#### [Exercise instructions]
Filter the records below for the word "this". Copy each line that holds it.

#### [Given records]
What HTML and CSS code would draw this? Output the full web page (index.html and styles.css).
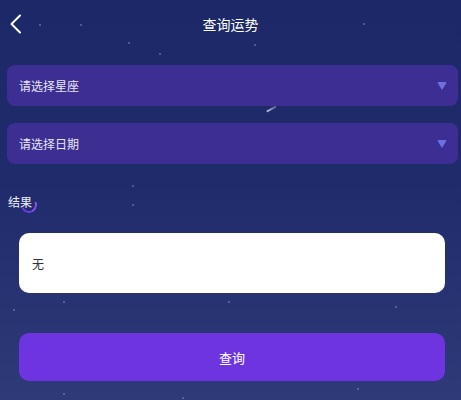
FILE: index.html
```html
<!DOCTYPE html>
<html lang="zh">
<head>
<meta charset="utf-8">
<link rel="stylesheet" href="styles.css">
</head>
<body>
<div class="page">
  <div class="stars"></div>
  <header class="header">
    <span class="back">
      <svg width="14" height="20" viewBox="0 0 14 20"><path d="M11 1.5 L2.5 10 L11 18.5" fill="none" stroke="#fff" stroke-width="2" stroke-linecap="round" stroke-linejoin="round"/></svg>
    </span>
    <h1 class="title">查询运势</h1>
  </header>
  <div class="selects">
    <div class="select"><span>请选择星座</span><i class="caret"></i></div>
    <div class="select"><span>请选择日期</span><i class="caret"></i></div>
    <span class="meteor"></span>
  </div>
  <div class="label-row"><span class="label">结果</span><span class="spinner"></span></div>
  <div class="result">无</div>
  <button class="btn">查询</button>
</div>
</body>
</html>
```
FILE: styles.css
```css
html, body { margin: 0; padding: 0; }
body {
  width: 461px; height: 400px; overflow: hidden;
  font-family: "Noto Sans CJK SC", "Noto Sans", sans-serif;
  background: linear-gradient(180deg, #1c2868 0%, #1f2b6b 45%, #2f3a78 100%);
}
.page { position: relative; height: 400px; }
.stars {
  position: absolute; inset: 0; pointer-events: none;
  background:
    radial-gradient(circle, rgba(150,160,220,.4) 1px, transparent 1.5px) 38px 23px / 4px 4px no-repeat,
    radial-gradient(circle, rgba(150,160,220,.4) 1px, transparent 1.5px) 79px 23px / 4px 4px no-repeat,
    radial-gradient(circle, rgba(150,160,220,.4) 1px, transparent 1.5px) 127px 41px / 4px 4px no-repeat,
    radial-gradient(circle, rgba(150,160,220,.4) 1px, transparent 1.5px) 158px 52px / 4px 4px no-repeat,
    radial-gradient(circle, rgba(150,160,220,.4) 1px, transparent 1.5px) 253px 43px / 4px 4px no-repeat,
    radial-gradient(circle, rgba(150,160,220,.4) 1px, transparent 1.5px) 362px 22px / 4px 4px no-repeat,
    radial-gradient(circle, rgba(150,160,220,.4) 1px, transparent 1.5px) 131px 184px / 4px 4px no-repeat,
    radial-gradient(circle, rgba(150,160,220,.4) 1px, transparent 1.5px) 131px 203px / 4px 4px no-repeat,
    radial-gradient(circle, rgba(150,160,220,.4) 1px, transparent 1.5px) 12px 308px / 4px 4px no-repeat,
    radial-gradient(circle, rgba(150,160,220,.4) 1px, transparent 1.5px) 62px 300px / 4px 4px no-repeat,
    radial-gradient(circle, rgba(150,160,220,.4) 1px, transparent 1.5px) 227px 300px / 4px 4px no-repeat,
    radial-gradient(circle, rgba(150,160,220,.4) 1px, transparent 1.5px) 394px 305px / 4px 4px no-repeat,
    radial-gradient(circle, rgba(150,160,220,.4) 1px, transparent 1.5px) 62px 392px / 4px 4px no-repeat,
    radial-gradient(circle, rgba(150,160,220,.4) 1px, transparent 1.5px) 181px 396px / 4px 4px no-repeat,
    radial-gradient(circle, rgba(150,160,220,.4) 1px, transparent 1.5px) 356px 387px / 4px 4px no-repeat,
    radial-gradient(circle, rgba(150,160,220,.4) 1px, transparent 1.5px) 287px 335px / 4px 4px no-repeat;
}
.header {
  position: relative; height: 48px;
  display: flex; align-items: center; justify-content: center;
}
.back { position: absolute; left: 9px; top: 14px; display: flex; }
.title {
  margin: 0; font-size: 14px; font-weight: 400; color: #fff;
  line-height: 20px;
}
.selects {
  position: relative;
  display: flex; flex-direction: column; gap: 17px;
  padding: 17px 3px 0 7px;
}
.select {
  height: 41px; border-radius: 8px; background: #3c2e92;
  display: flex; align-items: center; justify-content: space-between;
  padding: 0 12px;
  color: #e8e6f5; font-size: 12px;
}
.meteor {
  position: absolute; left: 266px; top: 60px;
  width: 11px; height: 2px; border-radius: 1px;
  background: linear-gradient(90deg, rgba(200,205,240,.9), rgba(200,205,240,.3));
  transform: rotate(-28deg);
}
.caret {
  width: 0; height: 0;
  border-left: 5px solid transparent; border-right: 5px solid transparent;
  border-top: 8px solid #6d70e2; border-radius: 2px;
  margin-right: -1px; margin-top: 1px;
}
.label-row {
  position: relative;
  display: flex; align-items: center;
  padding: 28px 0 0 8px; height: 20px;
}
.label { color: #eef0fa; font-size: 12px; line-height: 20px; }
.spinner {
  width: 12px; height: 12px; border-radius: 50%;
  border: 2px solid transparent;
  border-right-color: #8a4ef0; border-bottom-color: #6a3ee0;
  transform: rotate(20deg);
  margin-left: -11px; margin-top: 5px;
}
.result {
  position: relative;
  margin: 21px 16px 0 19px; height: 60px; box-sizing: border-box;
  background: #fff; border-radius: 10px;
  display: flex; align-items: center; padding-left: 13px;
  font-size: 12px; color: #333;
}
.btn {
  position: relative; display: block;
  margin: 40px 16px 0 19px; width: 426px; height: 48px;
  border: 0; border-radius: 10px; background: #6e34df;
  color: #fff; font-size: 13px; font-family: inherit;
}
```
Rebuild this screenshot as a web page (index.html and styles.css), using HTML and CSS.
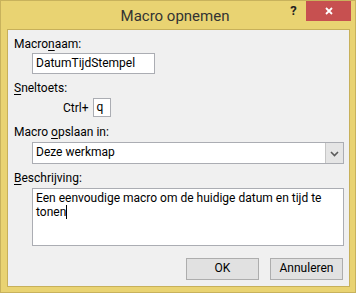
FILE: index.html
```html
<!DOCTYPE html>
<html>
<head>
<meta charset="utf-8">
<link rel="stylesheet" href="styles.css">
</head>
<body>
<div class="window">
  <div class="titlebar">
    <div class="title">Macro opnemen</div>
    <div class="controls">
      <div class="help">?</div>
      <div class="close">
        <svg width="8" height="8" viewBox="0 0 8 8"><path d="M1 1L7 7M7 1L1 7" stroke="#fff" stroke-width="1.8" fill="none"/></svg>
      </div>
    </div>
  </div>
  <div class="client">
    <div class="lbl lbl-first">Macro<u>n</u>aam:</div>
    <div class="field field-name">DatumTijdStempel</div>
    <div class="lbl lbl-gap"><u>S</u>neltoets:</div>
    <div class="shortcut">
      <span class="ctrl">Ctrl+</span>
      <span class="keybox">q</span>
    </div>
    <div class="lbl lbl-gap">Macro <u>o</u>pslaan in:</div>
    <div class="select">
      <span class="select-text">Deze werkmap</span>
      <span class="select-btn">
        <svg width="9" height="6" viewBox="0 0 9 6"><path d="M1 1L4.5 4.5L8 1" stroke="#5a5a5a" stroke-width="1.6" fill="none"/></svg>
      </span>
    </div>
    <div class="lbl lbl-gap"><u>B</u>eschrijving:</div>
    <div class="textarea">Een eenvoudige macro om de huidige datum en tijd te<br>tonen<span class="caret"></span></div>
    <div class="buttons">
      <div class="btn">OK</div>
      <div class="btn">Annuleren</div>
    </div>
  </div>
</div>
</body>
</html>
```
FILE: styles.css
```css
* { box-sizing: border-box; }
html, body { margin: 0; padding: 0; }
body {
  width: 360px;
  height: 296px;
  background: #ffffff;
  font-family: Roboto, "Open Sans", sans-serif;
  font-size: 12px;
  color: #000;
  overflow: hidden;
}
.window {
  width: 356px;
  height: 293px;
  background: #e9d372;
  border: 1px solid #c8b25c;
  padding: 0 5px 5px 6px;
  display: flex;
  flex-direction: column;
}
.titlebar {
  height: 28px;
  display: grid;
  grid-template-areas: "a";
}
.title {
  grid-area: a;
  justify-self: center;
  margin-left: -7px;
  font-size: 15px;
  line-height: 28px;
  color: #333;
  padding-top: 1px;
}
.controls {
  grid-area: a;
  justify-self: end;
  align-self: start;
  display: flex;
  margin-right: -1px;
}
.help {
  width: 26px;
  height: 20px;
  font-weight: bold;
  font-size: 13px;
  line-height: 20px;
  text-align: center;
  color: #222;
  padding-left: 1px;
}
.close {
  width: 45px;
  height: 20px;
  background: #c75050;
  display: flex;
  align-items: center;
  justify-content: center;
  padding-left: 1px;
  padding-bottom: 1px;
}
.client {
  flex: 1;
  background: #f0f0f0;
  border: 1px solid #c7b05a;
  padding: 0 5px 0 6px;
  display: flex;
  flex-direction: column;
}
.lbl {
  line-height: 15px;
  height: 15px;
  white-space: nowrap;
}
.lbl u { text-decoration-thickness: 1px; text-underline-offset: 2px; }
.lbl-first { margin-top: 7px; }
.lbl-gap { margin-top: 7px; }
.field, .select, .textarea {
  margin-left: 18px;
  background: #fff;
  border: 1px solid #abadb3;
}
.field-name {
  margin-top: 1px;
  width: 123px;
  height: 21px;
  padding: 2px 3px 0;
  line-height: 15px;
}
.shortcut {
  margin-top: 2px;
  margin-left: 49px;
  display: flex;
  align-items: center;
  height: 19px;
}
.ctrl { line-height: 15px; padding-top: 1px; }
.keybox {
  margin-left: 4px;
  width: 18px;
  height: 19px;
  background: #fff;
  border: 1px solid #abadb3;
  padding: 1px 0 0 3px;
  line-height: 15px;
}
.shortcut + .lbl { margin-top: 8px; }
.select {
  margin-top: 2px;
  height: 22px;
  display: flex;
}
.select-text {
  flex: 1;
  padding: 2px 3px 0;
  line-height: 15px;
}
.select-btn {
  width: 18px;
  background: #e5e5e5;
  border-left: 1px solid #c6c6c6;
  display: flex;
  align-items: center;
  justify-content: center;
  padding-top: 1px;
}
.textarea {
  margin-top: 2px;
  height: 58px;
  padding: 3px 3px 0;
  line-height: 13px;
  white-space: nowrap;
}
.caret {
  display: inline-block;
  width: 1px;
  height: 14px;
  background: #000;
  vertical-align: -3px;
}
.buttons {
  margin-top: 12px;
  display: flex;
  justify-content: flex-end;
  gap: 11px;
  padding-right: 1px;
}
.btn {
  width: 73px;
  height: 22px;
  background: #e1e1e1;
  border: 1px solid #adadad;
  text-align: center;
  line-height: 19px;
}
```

#### [Output]
What HTML and CSS code would draw this? Output the full web page (index.html and styles.css).
Rebuild this screenshot as a web page (index.html and styles.css), using HTML and CSS.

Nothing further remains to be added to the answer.